Foi logo após a saída do Tavares, em 2011, que Avillez e David começaram a congeminar o novo Belcanto – um projecto que contou com o valioso apoio do grupo Arié que, em 2010, entrou no grupo José Avillez. Nesse ano, conduziram uma reestruturação da dívida contraída no negócio de take-away, repartida pelos anteriores sócios e pelo novo accionista. Avillez ficou a pagar a sua parte, na ordem das duas centenas de milhares de euros, durante cinco anos.

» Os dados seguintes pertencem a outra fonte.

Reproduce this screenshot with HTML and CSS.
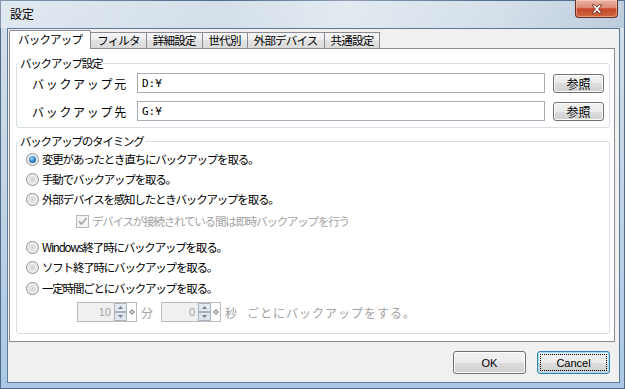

Ana Arié, directora comercial e sócia-gerente do grupo José Avillez, trabalhava à época numa empresa de eventos e conheceu o chef através do negócio de catering. “Colaborámos algumas vezes em alguns trabalhos e pareceu-me que seria interessante desenvolvermos um projecto em conjunto. Na altura, tinha a ideia de criar um negócio de entrega de tramezzini em escritórios – que não chegou a avançar”, conta. O que avançou foi a entrada do grupo da família de Ana – detentor da cadeia de perfumarias Perfumes & Companhia – nos negócios do cozinheiro de forma mais permanente. São hoje proprietários de 46% do grupo José Avillez.
Para construir o Belcanto, o chef levou grande parte da equipa do Tavares consigo. O objectivo era dar continuidade ao projecto iniciado, de uma revisitação da cozinha portuguesa. Com uma carta e decoração renovadas, o velho Belcanto (abriu pela primeira vez em 1958) reabriu em 2012 sob a batuta de David e Avillez, e o apoio da família Arié. A primeira estrela Michelin chegou logo, para dois anos mais tarde, em 2014, conseguir a segunda. Nunca um restaurante em Lisboa tinha conseguido tal feito. Diz o Guia do Bibendum que “o talentoso chef faz uma cozinha criativa, combinando capacidades técnicas com imaginação”. O valor médio de uma refeição oscila entre os 90 e os 145 euros por pessoa.
A qualidade paga-se. A marca Avillez também. Para potenciá-la, prevê continuar o “caminho que tem sido feito”, diz, no meio da grande sala do Bairro do Avillez, ainda vazia, sob o sol da manhã. Já pensaram em hotelaria, em restaurantes noutros bairros – “com marca própria, no Chiado, ficamos por aqui”, antecipa – ainda nada de concreto noutras linhas de negócio. E brinca: “Não estou a pensar lançar uma linha de underwear”.